Why the LLM step matters

Image and video models perform best when the prompt is concrete, structured, and visual. A short user idea is usually not enough.

In a RelayMe workflow, the LLM node acts as the prompt writer. It turns an ordinary request into a production-ready prompt that downstream media models can use.

Build the basic chain

Create a Text node first. This is where the user writes the raw idea, product description, script, or campaign direction.

Connect that Text node to an LLM node. In the LLM instruction, ask it to rewrite the input into a visual prompt with subject, scene, camera, lighting, style, constraints, and output format.

Then connect the LLM output to the prompt field of an Image node or Video node. The media model should read the LLM-generated prompt, not the original rough text.

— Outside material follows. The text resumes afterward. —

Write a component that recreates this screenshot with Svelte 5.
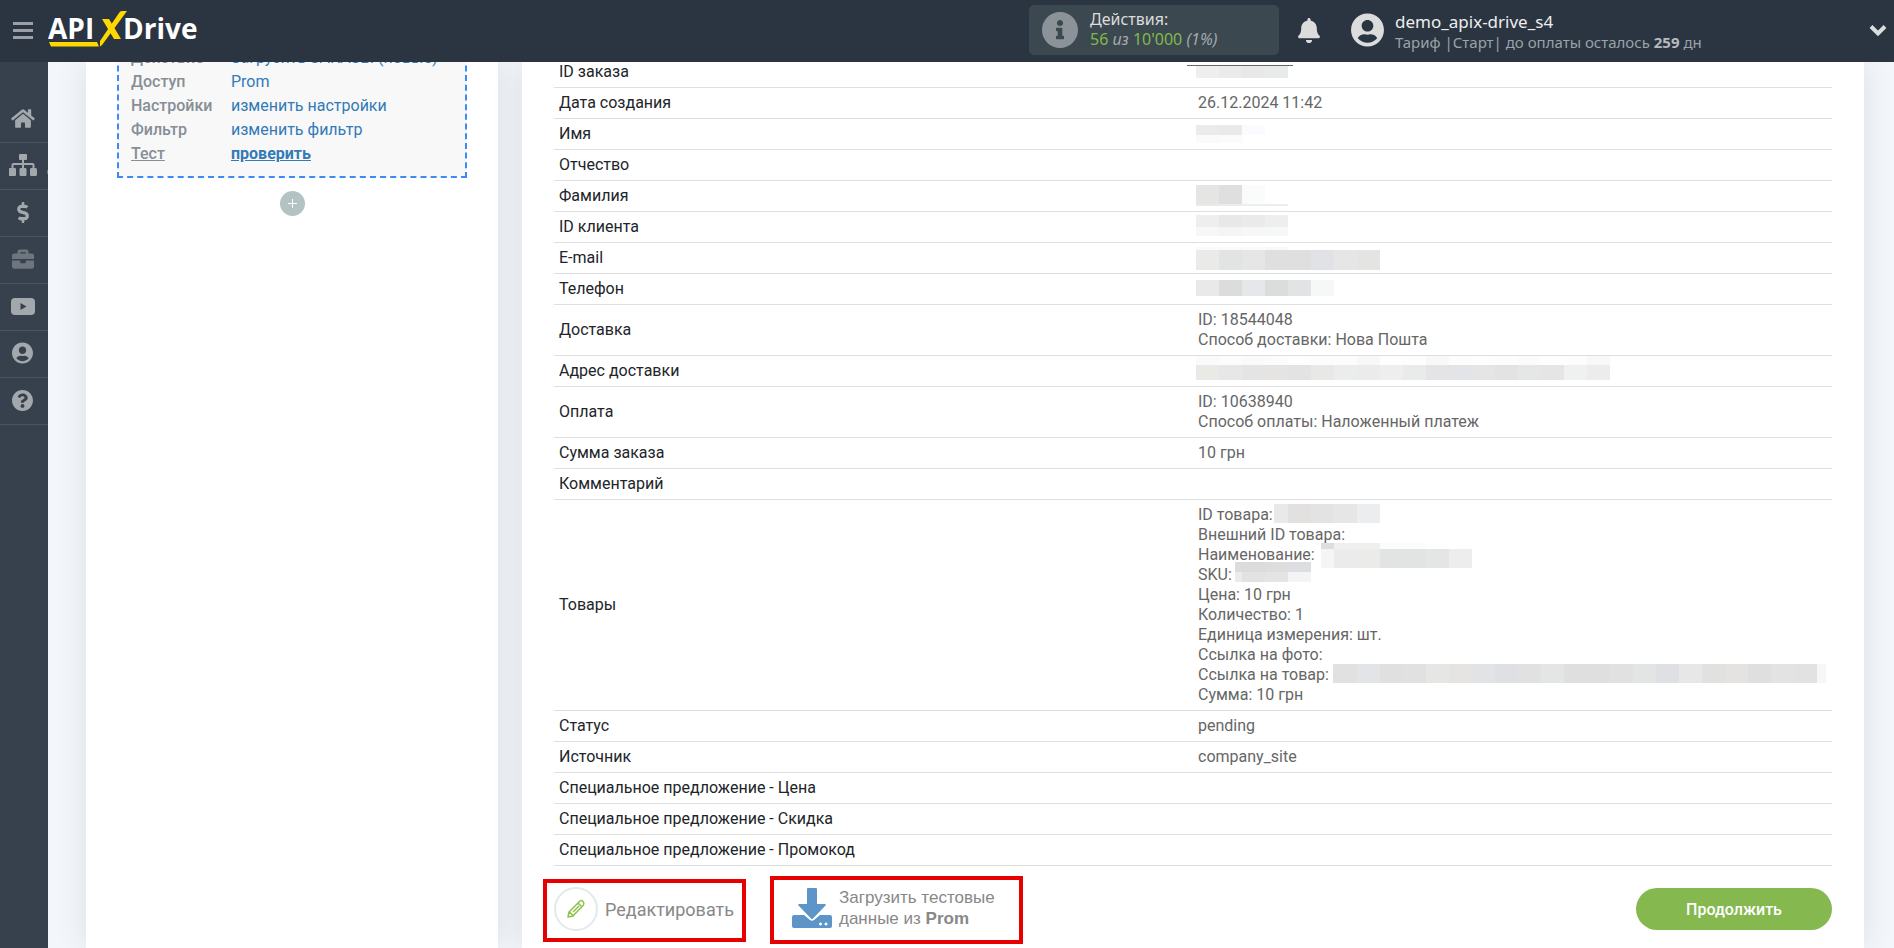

A real RelayMe workflow screenshot where a Text node connects to a Gemini LLM node, then the generated prompt connects to an IMAGE2 image generation node.
Real workflow example: the Text node provides the raw request, Gemini rewrites it as a structured prompt, and IMAGE2 receives the LLM output for image generation.

Branch one idea into image and video

Once the LLM output is stable, you can branch it into multiple generation nodes.

For example, send the same structured visual prompt to an Image node for poster concepts, and to a Video node for a short motion version. If needed, add a second LLM node before video to rewrite the prompt into shot-by-shot language.

A practical LLM instruction

Use an instruction like: Rewrite the user input into a clear image or video generation prompt. Include subject, environment, visual style, camera angle, lighting, mood, composition, and negative constraints. Return only the final prompt.

This keeps the workflow predictable and makes it easier to reuse the same template for different products, scripts, or creative briefs.